### Your instructions
All lines in the data bearing the string "this" should be identified and copied.

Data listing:
— Start —

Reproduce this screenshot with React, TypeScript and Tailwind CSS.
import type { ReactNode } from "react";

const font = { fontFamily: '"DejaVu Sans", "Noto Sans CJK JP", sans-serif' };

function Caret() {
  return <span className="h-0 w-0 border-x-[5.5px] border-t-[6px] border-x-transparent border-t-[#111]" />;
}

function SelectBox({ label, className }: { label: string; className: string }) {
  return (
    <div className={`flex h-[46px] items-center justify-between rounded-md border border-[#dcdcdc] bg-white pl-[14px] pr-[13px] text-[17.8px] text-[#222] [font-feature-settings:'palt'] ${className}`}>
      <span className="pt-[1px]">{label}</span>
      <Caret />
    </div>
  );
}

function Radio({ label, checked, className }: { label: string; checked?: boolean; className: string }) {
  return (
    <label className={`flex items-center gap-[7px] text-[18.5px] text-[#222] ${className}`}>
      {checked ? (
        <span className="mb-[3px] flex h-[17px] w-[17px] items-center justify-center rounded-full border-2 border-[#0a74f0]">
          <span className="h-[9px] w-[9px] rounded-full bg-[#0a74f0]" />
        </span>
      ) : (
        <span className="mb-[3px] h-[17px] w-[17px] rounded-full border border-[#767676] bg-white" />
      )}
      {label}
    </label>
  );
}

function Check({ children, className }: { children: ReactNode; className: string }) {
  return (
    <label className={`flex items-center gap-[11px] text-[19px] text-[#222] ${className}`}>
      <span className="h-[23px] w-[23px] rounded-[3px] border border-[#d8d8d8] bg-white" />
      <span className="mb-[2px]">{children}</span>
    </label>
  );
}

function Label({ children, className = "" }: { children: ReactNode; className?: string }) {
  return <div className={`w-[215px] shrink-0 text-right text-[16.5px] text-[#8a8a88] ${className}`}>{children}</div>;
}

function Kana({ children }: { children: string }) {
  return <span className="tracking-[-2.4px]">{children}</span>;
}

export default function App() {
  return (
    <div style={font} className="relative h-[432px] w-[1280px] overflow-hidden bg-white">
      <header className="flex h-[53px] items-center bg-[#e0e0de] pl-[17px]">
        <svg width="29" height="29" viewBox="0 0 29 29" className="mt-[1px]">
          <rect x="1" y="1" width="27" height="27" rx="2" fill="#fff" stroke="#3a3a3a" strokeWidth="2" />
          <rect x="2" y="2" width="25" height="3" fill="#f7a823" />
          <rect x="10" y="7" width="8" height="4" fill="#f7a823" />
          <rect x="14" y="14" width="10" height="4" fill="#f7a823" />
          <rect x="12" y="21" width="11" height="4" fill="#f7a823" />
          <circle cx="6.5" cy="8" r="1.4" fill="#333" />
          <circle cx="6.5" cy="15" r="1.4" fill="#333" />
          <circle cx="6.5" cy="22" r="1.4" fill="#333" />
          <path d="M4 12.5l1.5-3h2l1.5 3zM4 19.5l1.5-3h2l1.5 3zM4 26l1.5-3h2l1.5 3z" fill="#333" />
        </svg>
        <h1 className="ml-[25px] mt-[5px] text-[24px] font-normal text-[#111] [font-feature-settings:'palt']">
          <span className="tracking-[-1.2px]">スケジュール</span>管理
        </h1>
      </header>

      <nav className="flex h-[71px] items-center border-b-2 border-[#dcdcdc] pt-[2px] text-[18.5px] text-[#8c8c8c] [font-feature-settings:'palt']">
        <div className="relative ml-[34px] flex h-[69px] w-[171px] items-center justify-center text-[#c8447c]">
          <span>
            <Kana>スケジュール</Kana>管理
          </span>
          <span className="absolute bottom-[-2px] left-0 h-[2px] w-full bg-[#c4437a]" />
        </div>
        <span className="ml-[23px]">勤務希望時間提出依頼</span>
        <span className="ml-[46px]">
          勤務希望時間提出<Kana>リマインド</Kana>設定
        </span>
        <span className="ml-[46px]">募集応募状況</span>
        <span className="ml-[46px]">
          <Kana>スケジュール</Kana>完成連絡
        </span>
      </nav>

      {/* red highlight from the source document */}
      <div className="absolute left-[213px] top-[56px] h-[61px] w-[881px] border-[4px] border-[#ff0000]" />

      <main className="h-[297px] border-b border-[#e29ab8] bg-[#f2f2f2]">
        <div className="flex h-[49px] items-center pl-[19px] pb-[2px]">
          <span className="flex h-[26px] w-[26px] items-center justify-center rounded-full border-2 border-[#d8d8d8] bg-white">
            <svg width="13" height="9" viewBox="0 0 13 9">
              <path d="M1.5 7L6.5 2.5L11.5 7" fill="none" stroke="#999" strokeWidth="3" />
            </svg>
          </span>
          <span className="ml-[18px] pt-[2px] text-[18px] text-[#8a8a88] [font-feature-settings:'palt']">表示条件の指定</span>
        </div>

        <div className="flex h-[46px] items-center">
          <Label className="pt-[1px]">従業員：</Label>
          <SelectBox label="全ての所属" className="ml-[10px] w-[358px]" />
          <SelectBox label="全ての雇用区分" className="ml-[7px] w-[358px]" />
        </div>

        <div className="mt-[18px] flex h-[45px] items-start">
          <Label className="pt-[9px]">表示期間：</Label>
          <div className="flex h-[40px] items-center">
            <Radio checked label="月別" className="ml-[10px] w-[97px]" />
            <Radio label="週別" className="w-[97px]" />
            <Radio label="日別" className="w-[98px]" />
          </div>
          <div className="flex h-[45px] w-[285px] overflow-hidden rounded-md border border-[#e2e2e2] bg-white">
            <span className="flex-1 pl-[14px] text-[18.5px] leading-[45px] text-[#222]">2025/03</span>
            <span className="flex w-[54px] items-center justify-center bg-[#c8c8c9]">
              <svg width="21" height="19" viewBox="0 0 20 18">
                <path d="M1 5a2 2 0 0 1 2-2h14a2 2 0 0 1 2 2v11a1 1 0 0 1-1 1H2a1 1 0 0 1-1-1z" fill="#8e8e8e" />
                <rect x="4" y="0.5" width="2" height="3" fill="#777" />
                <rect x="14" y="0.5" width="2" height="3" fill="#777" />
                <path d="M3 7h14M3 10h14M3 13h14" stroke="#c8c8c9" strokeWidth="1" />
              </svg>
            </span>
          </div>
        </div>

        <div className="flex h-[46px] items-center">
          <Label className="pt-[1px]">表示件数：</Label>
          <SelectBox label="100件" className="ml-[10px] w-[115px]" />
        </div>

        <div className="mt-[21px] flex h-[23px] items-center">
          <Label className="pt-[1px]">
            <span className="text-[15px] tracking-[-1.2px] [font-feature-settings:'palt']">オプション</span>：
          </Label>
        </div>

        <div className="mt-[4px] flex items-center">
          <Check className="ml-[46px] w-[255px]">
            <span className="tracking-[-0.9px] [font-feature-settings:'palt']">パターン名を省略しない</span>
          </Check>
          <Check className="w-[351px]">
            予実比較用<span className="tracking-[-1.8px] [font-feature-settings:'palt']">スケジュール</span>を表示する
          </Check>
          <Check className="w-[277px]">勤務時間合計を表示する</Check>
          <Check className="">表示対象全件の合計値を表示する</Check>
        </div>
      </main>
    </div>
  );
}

— End —
— Start —

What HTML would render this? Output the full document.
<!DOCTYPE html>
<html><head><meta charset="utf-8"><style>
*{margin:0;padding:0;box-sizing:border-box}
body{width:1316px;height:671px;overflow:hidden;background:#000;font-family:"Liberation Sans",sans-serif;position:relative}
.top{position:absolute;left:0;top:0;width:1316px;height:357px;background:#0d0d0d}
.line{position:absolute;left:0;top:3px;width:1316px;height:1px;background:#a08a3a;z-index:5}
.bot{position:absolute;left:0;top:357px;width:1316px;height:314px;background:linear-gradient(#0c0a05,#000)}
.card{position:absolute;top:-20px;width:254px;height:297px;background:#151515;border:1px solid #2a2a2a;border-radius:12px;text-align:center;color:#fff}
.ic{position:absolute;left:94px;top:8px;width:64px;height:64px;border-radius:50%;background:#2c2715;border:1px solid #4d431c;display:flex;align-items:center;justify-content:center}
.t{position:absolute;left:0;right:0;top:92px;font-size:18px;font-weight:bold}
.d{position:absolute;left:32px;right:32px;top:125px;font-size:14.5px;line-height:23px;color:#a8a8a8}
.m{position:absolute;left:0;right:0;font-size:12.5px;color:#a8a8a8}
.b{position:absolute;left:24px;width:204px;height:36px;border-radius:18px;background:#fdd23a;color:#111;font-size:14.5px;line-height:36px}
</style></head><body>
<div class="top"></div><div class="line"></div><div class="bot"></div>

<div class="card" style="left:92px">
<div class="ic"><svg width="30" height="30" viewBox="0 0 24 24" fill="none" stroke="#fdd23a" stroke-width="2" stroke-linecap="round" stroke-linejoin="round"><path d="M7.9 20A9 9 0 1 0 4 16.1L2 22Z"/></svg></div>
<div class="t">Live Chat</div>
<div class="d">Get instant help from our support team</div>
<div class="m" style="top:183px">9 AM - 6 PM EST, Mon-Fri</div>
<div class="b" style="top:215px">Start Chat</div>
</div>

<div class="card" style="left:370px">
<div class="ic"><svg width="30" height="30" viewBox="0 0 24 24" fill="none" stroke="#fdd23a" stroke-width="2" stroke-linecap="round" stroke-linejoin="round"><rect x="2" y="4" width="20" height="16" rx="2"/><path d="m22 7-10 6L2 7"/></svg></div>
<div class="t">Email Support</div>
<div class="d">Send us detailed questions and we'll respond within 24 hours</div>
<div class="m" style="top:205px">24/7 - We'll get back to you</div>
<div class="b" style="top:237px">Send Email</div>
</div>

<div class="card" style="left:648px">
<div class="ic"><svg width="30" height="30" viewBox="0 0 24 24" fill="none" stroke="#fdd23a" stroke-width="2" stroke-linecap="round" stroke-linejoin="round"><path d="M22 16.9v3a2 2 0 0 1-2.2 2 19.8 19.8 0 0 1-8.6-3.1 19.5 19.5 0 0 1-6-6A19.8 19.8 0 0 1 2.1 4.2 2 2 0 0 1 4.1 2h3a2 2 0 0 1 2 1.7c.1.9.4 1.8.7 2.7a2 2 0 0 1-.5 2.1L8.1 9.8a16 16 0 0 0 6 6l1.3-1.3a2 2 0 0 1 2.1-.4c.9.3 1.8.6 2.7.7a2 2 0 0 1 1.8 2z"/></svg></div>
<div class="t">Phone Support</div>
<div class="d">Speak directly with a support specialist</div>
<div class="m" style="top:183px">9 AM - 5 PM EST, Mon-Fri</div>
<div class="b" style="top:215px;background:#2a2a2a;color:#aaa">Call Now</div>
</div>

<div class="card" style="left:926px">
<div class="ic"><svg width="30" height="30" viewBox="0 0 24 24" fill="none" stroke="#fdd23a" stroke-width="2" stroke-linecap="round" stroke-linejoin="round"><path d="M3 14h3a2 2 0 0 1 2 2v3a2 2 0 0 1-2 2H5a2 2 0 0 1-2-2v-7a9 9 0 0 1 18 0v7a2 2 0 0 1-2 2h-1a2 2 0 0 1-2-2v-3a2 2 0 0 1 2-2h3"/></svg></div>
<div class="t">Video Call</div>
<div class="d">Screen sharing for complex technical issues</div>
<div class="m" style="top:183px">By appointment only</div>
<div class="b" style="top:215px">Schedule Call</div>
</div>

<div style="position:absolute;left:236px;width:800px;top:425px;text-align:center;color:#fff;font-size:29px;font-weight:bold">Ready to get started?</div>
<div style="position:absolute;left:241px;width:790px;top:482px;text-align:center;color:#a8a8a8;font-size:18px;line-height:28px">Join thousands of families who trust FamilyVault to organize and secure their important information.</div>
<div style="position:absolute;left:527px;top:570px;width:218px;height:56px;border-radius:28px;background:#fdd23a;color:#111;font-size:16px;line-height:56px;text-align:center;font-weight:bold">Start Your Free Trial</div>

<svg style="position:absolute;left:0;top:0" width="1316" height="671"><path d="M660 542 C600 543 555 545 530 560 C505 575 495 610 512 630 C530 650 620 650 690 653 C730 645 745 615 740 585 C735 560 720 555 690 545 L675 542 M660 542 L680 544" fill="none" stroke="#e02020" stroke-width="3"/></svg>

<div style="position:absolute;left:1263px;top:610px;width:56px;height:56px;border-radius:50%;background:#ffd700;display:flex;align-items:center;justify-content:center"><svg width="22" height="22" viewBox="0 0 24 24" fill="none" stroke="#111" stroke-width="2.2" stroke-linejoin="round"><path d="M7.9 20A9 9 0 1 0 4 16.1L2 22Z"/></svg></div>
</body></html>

— End —

### Correct result
Reproduce this screenshot with React, TypeScript and Tailwind CSS.
What HTML would render this? Output the full document.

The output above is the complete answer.